Rumsfeld was seated at a desk and poring over a thick file. He didn’t look up, so I had a chance to observe his office. It had windows on two sides, none of them too clean, as I remember it. There was a desk, a sofa, and a coffee table that had clearly seen better days. A couple of cans were strategically placed under dark spots on the ceiling.

Finally he looked up and pointed at me. “You, you’re congressional relations,” he said. “Now get the hell out of here.”

Back in the corridor, it took me a minute to process what had just happened. It was harsher than my first encounter with Don Rumsfeld, but this time I had been offered a job. Accepting it would mean delaying my return to Wisconsin and the work on my Ph.D., but I told myself that it was only for a year, and I’d have a chance to be where the action was, where things were getting decided. I set out down the hall to find the congressional relations office, not realizing what a life-altering decision I was making. I didn’t know I was saying goodbye to the academic world forever and signing up for a forty-year career in politics and government—but it was exactly the right call.

__________

THE OEO CONGRESSIONAL RELATIONS office was small and leaderless, and although I was still a congressional fellow, I found myself working with the House and Senate in Washington as well as with governors and legislatures across the country. The state-level relationships were frequently more complicated—and far more testy—because many governors felt that OEO’s reason for being was to make things difficult for them. Governors had the right to veto OEO programs, and the director of the agency had the right to overrule those vetoes. This situation guaranteed a lively and contentious time.

One morning soon after I arrived, I got an irate call from the governor’s office in Juneau, Alaska, about an OEO grant that was in the works. If it went forward, I was warned, the governor would veto it and we would have a real mess on our hands. I assured the voice on the phone that I would look into the situation, and after a few calls, I found the individual in our building responsible for the grant. I asked him to bring me the package so I could study it. Half an hour later, it had been delivered by hand and was locked in my desk drawer, where I intended it to stay until I could sort things out.

A couple of days later Juneau was back on the phone. The grant, which was still locked in my desk, had just been announced, and the governor was about to hold a press conference condemning the project and proclaiming his veto. I learned that there were multiple copies of the grant package and that my request for one of them had triggered an alarm that led to the speeding up of the announcement. Thus in my first days I learned a valuable lesson about dealing with bureaucracies: There is always more than one copy.

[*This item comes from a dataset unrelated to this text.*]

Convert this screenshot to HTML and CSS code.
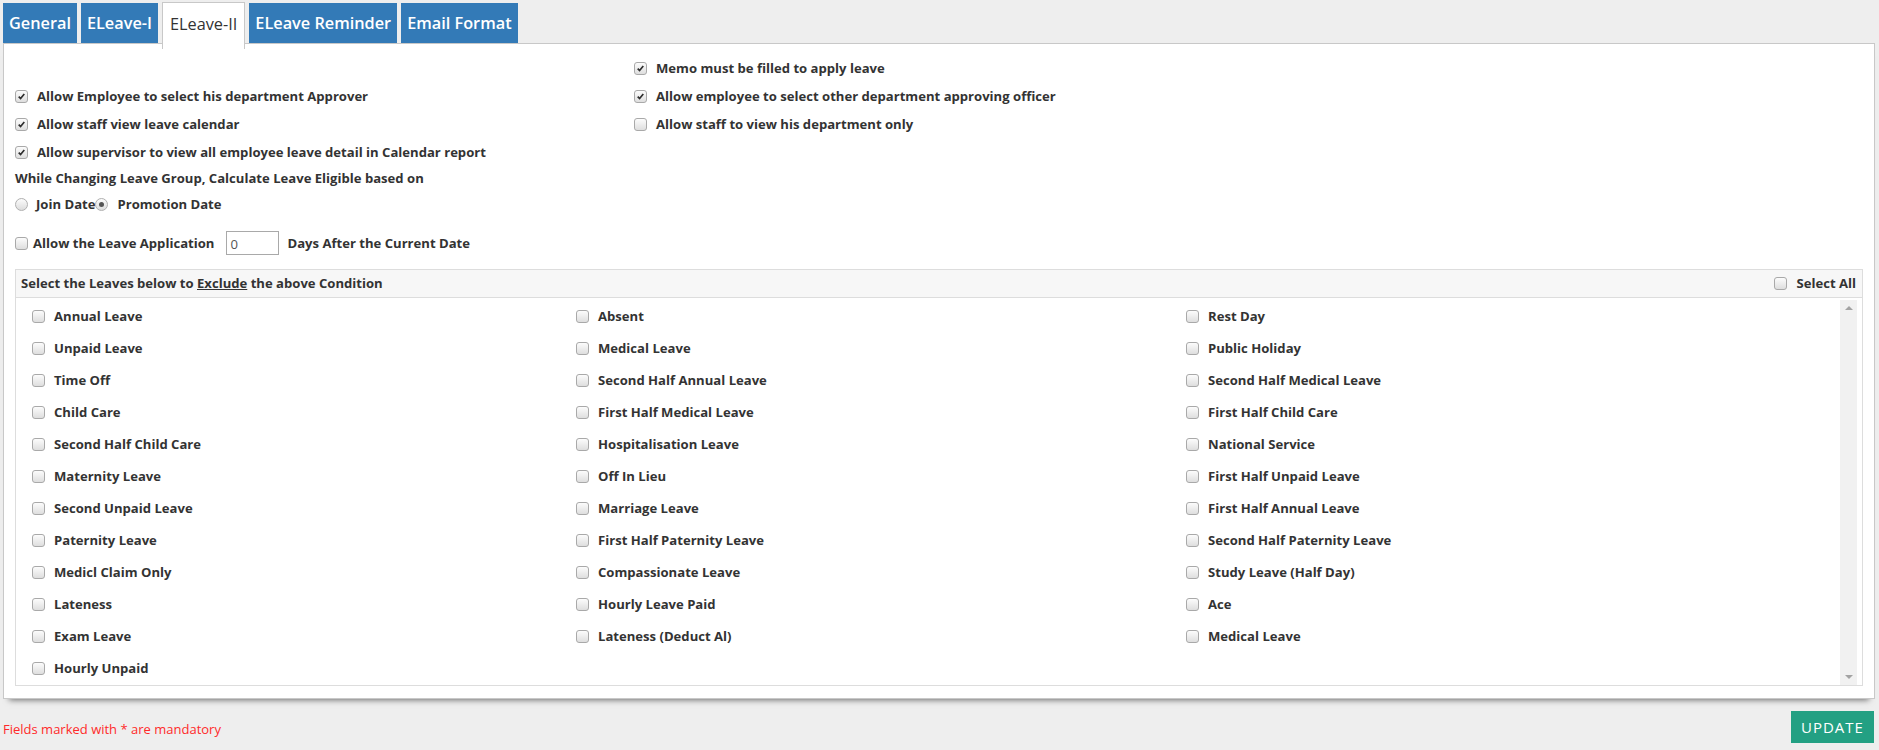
FILE: index.html
```html
<!DOCTYPE html>
<html>
<head>
<meta charset="utf-8">
<link rel="stylesheet" href="styles.css">
</head>
<body>
<div class="tabs">
  <div class="tab">General</div>
  <div class="tab">ELeave-I</div>
  <div class="tab active">ELeave-II</div>
  <div class="tab">ELeave Reminder</div>
  <div class="tab">Email Format</div>
</div>
<div class="panel">
  <div class="opts">
    <div class="opt"></div>
    <label class="opt"><span class="cb on"><svg viewBox="0 0 13 13"><path d="M3.2 6.6 L5.4 8.9 L9.8 3.6"/></svg></span>Memo must be filled to apply leave</label>
    <label class="opt"><span class="cb on"><svg viewBox="0 0 13 13"><path d="M3.2 6.6 L5.4 8.9 L9.8 3.6"/></svg></span>Allow Employee to select his department Approver</label>
    <label class="opt"><span class="cb on"><svg viewBox="0 0 13 13"><path d="M3.2 6.6 L5.4 8.9 L9.8 3.6"/></svg></span>Allow employee to select other department approving officer</label>
    <label class="opt"><span class="cb on"><svg viewBox="0 0 13 13"><path d="M3.2 6.6 L5.4 8.9 L9.8 3.6"/></svg></span>Allow staff view leave calendar</label>
    <label class="opt"><span class="cb"></span>Allow staff to view his department only</label>
    <label class="opt"><span class="cb on"><svg viewBox="0 0 13 13"><path d="M3.2 6.6 L5.4 8.9 L9.8 3.6"/></svg></span>Allow supervisor to view all employee leave detail in Calendar report</label>
    <div class="opt"></div>
  </div>
  <div class="line">While Changing Leave Group, Calculate Leave Eligible based on</div>
  <div class="radios">
    <span class="rb"></span><span class="rlabel">Join Date</span><span class="rb on"></span><span class="rlabel second">Promotion Date</span>
  </div>
  <div class="after">
    <span class="cb"></span><span class="after-label">Allow the Leave Application</span>
    <span class="days-input">0</span>
    <span class="after-tail">Days After the Current Date</span>
  </div>
  <div class="exclude">
    <div class="ex-head">
      <span>Select the Leaves below to <u>Exclude</u> the above Condition</span>
      <span class="sel-all"><span class="cb"></span>Select All</span>
    </div>
    <div class="ex-body">
      <div class="leaves">
        <label class="leave"><span class="cb"></span>Annual Leave</label>
        <label class="leave"><span class="cb"></span>Absent</label>
        <label class="leave"><span class="cb"></span>Rest Day</label>
        <label class="leave"><span class="cb"></span>Unpaid Leave</label>
        <label class="leave"><span class="cb"></span>Medical Leave</label>
        <label class="leave"><span class="cb"></span>Public Holiday</label>
        <label class="leave"><span class="cb"></span>Time Off</label>
        <label class="leave"><span class="cb"></span>Second Half Annual Leave</label>
        <label class="leave"><span class="cb"></span>Second Half Medical Leave</label>
        <label class="leave"><span class="cb"></span>Child Care</label>
        <label class="leave"><span class="cb"></span>First Half Medical Leave</label>
        <label class="leave"><span class="cb"></span>First Half Child Care</label>
        <label class="leave"><span class="cb"></span>Second Half Child Care</label>
        <label class="leave"><span class="cb"></span>Hospitalisation Leave</label>
        <label class="leave"><span class="cb"></span>National Service</label>
        <label class="leave"><span class="cb"></span>Maternity Leave</label>
        <label class="leave"><span class="cb"></span>Off In Lieu</label>
        <label class="leave"><span class="cb"></span>First Half Unpaid Leave</label>
        <label class="leave"><span class="cb"></span>Second Unpaid Leave</label>
        <label class="leave"><span class="cb"></span>Marriage Leave</label>
        <label class="leave"><span class="cb"></span>First Half Annual Leave</label>
        <label class="leave"><span class="cb"></span>Paternity Leave</label>
        <label class="leave"><span class="cb"></span>First Half Paternity Leave</label>
        <label class="leave"><span class="cb"></span>Second Half Paternity Leave</label>
        <label class="leave"><span class="cb"></span>Medicl Claim Only</label>
        <label class="leave"><span class="cb"></span>Compassionate Leave</label>
        <label class="leave"><span class="cb"></span>Study Leave (Half Day)</label>
        <label class="leave"><span class="cb"></span>Lateness</label>
        <label class="leave"><span class="cb"></span>Hourly Leave Paid</label>
        <label class="leave"><span class="cb"></span>Ace</label>
        <label class="leave"><span class="cb"></span>Exam Leave</label>
        <label class="leave"><span class="cb"></span>Lateness (Deduct Al)</label>
        <label class="leave"><span class="cb"></span>Medical Leave</label>
        <label class="leave"><span class="cb"></span>Hourly Unpaid</label>
      </div>
      <div class="vscroll">
        <span class="arrow up"></span>
        <span class="arrow down"></span>
      </div>
    </div>
  </div>
</div>
<div class="footer">
  <span class="mandatory">Fields marked with * are mandatory</span>
  <span class="update">UPDATE</span>
</div>
</body>
</html>
```
FILE: styles.css
```css
html, body {
  height: 100%;
}
body {
  margin: 0;
  padding: 3px 4px 0 3px;
  box-sizing: border-box;
  background: #eeeeee;
  font-family: "Open Sans", "Liberation Sans", sans-serif;
  font-size: 13.1px;
  color: #333;
  overflow: hidden;
}

/* tabs */
.tabs {
  display: flex;
  gap: 4px;
  height: 40px;
  align-items: flex-start;
}
.tab {
  height: 40px;
  box-sizing: border-box;
  padding: 0 6px;
  display: flex;
  align-items: center;
  background: #337ab7;
  color: #fff;
  font-size: 16.3px;
  font-weight: 600;
  white-space: nowrap;
}
.tab.active {
  position: relative;
  z-index: 1;
  height: 47px;
  margin-top: -1px;
  padding: 0 7px 5px;
  background: #fff;
  color: #333;
  font-weight: 400;
  border: 1px solid #c8c8c8;
  border-bottom: 0;
}

/* panel */
.panel {
  background: #fff;
  border: 1px solid #c8c8c8;
  padding: 10px 11px 12px;
  box-shadow: 0 7px 6px -6px rgba(0, 0, 0, 0.55);
}

.cb {
  flex: none;
  width: 13px;
  height: 13px;
  box-sizing: border-box;
  border: 1px solid #a9a9a9;
  border-radius: 3px;
  background: linear-gradient(#fcfcfc, #dedede);
  display: inline-flex;
}
.cb svg {
  width: 11px;
  height: 11px;
}
.cb path {
  fill: none;
  stroke: #2e2e2e;
  stroke-width: 2;
}

.opts {
  display: grid;
  grid-template-columns: 619px 1fr;
  grid-auto-rows: 28px;
}
.opt {
  display: flex;
  align-items: center;
  gap: 9px;
  font-weight: 700;
  white-space: nowrap;
}

.line {
  height: 24px;
  display: flex;
  align-items: center;
  font-weight: 700;
}

.radios {
  height: 28px;
  display: flex;
  align-items: center;
  font-weight: 700;
}
.rb {
  flex: none;
  width: 13px;
  height: 13px;
  box-sizing: border-box;
  border: 1px solid #b0b0b0;
  border-radius: 50%;
  background: linear-gradient(#fcfcfc, #dcdcdc);
  display: inline-flex;
  align-items: center;
  justify-content: center;
}
.rb.on::after {
  content: "";
  width: 5px;
  height: 5px;
  border-radius: 50%;
  background: #555;
}
.rlabel {
  margin-left: 8px;
}
.rlabel.second {
  margin-left: 9px;
}

.after {
  margin-top: 13px;
  height: 24px;
  display: flex;
  align-items: center;
  font-weight: 700;
}
.after-label {
  margin-left: 5px;
}
.days-input {
  margin-left: 12px;
  width: 53px;
  height: 24px;
  box-sizing: border-box;
  border: 1px solid #a9a9a9;
  padding: 3px 3px 0;
  font-weight: 400;
  color: #555;
}
.after-tail {
  margin-left: 8px;
}

/* exclude box */
.exclude {
  margin-top: 14px;
  border: 1px solid #dddddd;
}
.ex-head {
  height: 28px;
  box-sizing: border-box;
  background: #f7f7f7;
  border-bottom: 1px solid #dddddd;
  display: flex;
  align-items: center;
  justify-content: space-between;
  padding: 0 6px 1px 5px;
  font-weight: 700;
}
.sel-all {
  display: flex;
  align-items: center;
  gap: 9px;
}
.ex-body {
  display: flex;
  padding: 2px 5px 0 0;
}
.leaves {
  flex: 1;
  display: grid;
  grid-template-columns: 544px 610px 1fr;
  grid-auto-rows: 32px;
  padding-left: 16px;
  height: 385px;
  align-content: start;
}
.leave {
  display: flex;
  align-items: center;
  gap: 9px;
  font-weight: 700;
  white-space: nowrap;
}
.vscroll {
  width: 17px;
  background: #f1f1f1;
  display: flex;
  flex-direction: column;
  justify-content: space-between;
  align-items: center;
  padding: 6px 0;
  box-sizing: border-box;
}
.arrow {
  width: 0;
  height: 0;
  border-left: 4px solid transparent;
  border-right: 4px solid transparent;
}
.arrow.up {
  border-bottom: 4px solid #a3a3a3;
}
.arrow.down {
  border-top: 4px solid #a3a3a3;
}

/* footer */
.footer {
  margin-top: 12px;
  display: flex;
  justify-content: space-between;
  align-items: center;
}
.mandatory {
  color: #ff2a2a;
  font-size: 13px;
  padding-top: 4px;
}
.update {
  width: 83px;
  height: 32px;
  box-sizing: border-box;
  margin-right: 1px;
  background: #23a083;
  color: #fff;
  font-size: 15px;
  letter-spacing: 1px;
  display: flex;
  align-items: center;
  justify-content: center;
}
```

One morning I got a call from Bill Bradley, who said that Rumsfeld had asked him to meet with me. Bradley’s arrival at OEO, another example of Rumsfeld’s Princeton connection, had created a minor stir. Although he was in only his second season as forward for the New York Knicks, Bradley’s background as an Olympic champion and Rhodes scholar had already made him a national figure, and his interest in politics was widely known.